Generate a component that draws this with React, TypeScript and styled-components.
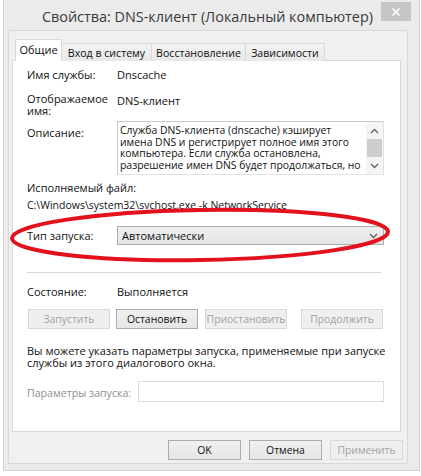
import React from "react";
import styled, { createGlobalStyle, css } from "styled-components";

const GlobalStyle = createGlobalStyle`
  html, body { margin: 0; padding: 0; background: #ffffff; }
  body {
    font-family: "Open Sans", "Noto Sans", sans-serif;
    font-size: 11px;
    color: #111111;
  }
  * { box-sizing: border-box; }
`;

const Screen = styled.div`
  position: relative;
  width: 421px;
  height: 476px;
  overflow: hidden;
  background: #ffffff;
`;

const Frame = styled.div`
  margin-left: 3px;
  width: 417px;
  height: 471px;
  background: #ebebeb;
  border: 1px solid #d2d2d2;
  border-top: none;
  padding: 0 11px 6px 4px;
  display: flex;
  flex-direction: column;
`;

const TitleBar = styled.div`
  height: 30px;
  display: grid;
  grid-template-columns: 30px 1fr 30px;
  margin-right: -3px;
`;

const Title = styled.div`
  grid-column: 2;
  justify-self: center;
  padding-top: 7px;
  padding-right: 4px;
  font-size: 14.4px;
  line-height: 20px;
  color: #3a3a3a;
  white-space: nowrap;
`;

const CloseButton = styled.div`
  grid-column: 3;
  margin-top: 2px;
  width: 30px;
  height: 19px;
  background: #c6c6c6;
  display: flex;
  align-items: center;
  justify-content: center;
`;

const Client = styled.div`
  flex: 1;
  background: #f0f0f0;
  border: 1px solid #d8d8d8;
  padding: 8px 6px 0 3px;
  display: flex;
  flex-direction: column;
`;

const TabStrip = styled.div`
  display: flex;
  align-items: flex-end;
  padding-left: 3px;
  height: 22px;
  margin-bottom: -1px;
  position: relative;
  z-index: 1;
`;

const Tab = styled.div<{ $active?: boolean; $w: number }>`
  width: ${(p) => p.$w}px;
  height: 18px;
  margin-left: -1px;
  border: 1px solid #d9d9d9;
  border-bottom: none;
  background: linear-gradient(#f2f2f2, #e8e8e8);
  display: flex;
  align-items: center;
  justify-content: center;
  font-size: 10.6px;
  line-height: 12px;
  white-space: nowrap;
  ${(p) =>
    p.$active &&
    css`
      height: 22px;
      margin-left: 0;
      background: #ffffff;
      padding-bottom: 1px;
      font-size: 11px;
    `}
`;

const Panel = styled.div`
  height: 372px;
  background: #ffffff;
  border: 1px solid #d9d9d9;
  padding: 7px 16px 0 14px;
  display: flex;
  flex-direction: column;
`;

const Row = styled.div<{ $mt: number }>`
  display: grid;
  grid-template-columns: 90px 1fr;
  align-items: start;
  margin-top: ${(p) => p.$mt}px;
  line-height: 12px;
`;

const CenterRow = styled(Row)`
  align-items: center;
`;

const Label = styled.div<{ $pt?: number }>`
  padding-top: ${(p) => p.$pt ?? 0}px;
  white-space: pre;
`;

const Value = styled.div<{ $pt?: number }>`
  padding-top: ${(p) => p.$pt ?? 0}px;
  white-space: nowrap;
`;

const Line = styled.div<{ $mt: number; $size?: number }>`
  margin-top: ${(p) => p.$mt}px;
  font-size: ${(p) => p.$size ?? 11}px;
  line-height: 12px;
  white-space: pre;
`;

const DescBox = styled.div`
  height: 54px;
  border: 1px solid #c9c9c9;
  border-right-color: #e2e2e2;
  border-bottom-color: #e2e2e2;
  display: flex;
  background: #ffffff;
`;

const DescText = styled.div`
  flex: 1;
  padding: 3px 0 0 2px;
  font-size: 10.4px;
  line-height: 11.5px;
  white-space: pre;
  overflow: hidden;
`;

const ScrollBar = styled.div`
  width: 17px;
  display: flex;
  flex-direction: column;
  background: #f5f5f5;
`;

const ScrollArrow = styled.div`
  height: 17px;
  display: flex;
  align-items: center;
  justify-content: center;
`;

const ScrollThumb = styled.div`
  height: 18px;
  margin: 0 1px;
  background: #cdcdcd;
`;

const Combo = styled.div`
  height: 19px;
  border: 1px solid #acacac;
  background: linear-gradient(#f0f0f0, #e5e5e5);
  display: flex;
  align-items: center;
  justify-content: space-between;
  padding: 0 5px 0 4px;
`;

const Separator = styled.div`
  margin-top: 27px;
  margin-right: 3px;
  height: 1px;
  background: #d5d5d5;
`;

const ButtonRow = styled.div`
  display: flex;
  gap: 6px;
  margin-top: 11px;
  padding-left: 1px;
`;

const Button = styled.div<{ $disabled?: boolean; $w?: number; $ml?: number }>`
  width: ${(p) => p.$w ?? 82}px;
  height: 20px;
  margin-left: ${(p) => p.$ml ?? 0}px;
  display: flex;
  align-items: center;
  justify-content: center;
  border: 1px solid #acacac;
  background: linear-gradient(#f0f0f0, #e5e5e5);
  font-size: 10.4px;
  white-space: nowrap;
  ${(p) =>
    p.$disabled &&
    css`
      border-color: #d9d9d9;
      background: #efefef;
      color: #a3a3a3;
    `}
`;

const ParamRow = styled.div`
  display: flex;
  align-items: center;
  margin-top: 12px;
  gap: 4px;
`;

const ParamLabel = styled.div`
  width: 107px;
  color: #8e8e8e;
  font-size: 10.6px;
  white-space: nowrap;
  padding-top: 2px;
`;

const ParamInput = styled.div`
  flex: 1;
  height: 21px;
  border: 1px solid #dcdcdc;
  background: #ffffff;
`;

const Footer = styled.div`
  display: flex;
  justify-content: flex-end;
  gap: 8px;
  margin-top: 8px;
  margin-right: -2px;
`;

const Overlay = styled.svg`
  position: absolute;
  left: 0;
  top: 0;
  pointer-events: none;
`;

const Chevron = ({ up }: { up?: boolean }) => (
  <svg width="9" height="6" viewBox="0 0 9 6">
    <polyline
      points={up ? "1,5 4.5,1.5 8,5" : "1,1 4.5,4.5 8,1"}
      fill="none"
      stroke="#606060"
      strokeWidth="1.3"
    />
  </svg>
);

const description =
  "Служба DNS-клиента (dnscache) кэширует\nимена DNS и регистрирует полное имя этого\nкомпьютера. Если служба остановлена,\nразрешение имен DNS будет продолжаться, но";

const info =
  "Вы можете указать параметры запуска, применяемые при запуске\nслужбы из этого диалогового окна.";

export default function App() {
  return (
    <Screen>
      <GlobalStyle />
      <Frame>
        <TitleBar>
          <Title>Свойства: DNS-клиент (Локальный компьютер)</Title>
          <CloseButton>
            <svg width="10" height="10" viewBox="0 0 10 10">
              <path d="M1.5 1.5 L8.5 8.5 M8.5 1.5 L1.5 8.5" stroke="#ffffff" strokeWidth="1.6" />
            </svg>
          </CloseButton>
        </TitleBar>
        <Client>
          <TabStrip>
            <Tab $active $w={47}>Общие</Tab>
            <Tab $w={91}>Вход в систему</Tab>
            <Tab $w={95}>Восстановление</Tab>
            <Tab $w={80}>Зависимости</Tab>
          </TabStrip>
          <Panel>
            <Row $mt={1}>
              <Label>Имя службы:</Label>
              <Value>Dnscache</Value>
            </Row>
            <Row $mt={12}>
              <Label>{"Отображаемое\nимя:"}</Label>
              <Value $pt={2}>DNS-клиент</Value>
            </Row>
            <Row $mt={4}>
              <Label $pt={6}>Описание:</Label>
              <DescBox>
                <DescText>{description}</DescText>
                <ScrollBar>
                  <ScrollArrow>
                    <Chevron up />
                  </ScrollArrow>
                  <ScrollThumb />
                  <ScrollArrow>
                    <Chevron />
                  </ScrollArrow>
                </ScrollBar>
              </DescBox>
            </Row>
            <Line $mt={7}>Исполняемый файл:</Line>
            <Line $mt={5} $size={10.5}>C:\Windows\system32\svchost.exe -k NetworkService</Line>
            <CenterRow $mt={15}>
              <Label>Тип запуска:</Label>
              <Combo>
                <span>Автоматически</span>
                <Chevron />
              </Combo>
            </CenterRow>
            <Separator />
            <Row $mt={13}>
              <Label>Состояние:</Label>
              <Value>Выполняется</Value>
            </Row>
            <ButtonRow>
              <Button $disabled>Запустить</Button>
              <Button>Остановить</Button>
              <Button $disabled $ml={1}>Приостановить</Button>
              <Button $disabled $ml={8}>Продолжить</Button>
            </ButtonRow>
            <Line $mt={16}>{info}</Line>
            <ParamRow>
              <ParamLabel>Параметры запуска:</ParamLabel>
              <ParamInput />
            </ParamRow>
          </Panel>
          <Footer>
            <Button $w={73}>OK</Button>
            <Button $w={73}>Отмена</Button>
            <Button $w={73} $disabled>Применить</Button>
          </Footer>
        </Client>
      </Frame>
      <Overlay width="421" height="476" viewBox="0 0 421 476">
        <ellipse
          cx="200"
          cy="235"
          rx="188"
          ry="25"
          transform="rotate(-1 200 235)"
          fill="none"
          stroke="#e2111b"
          strokeWidth="4"
        />
      </Overlay>
    </Screen>
  );
}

*REQUIREMENT:* Scan the data for the word "React" and copy every line where it shows up.

*SOLUTION BELOW:*
Generate a component that draws this with React, TypeScript and styled-components.
import React from "react";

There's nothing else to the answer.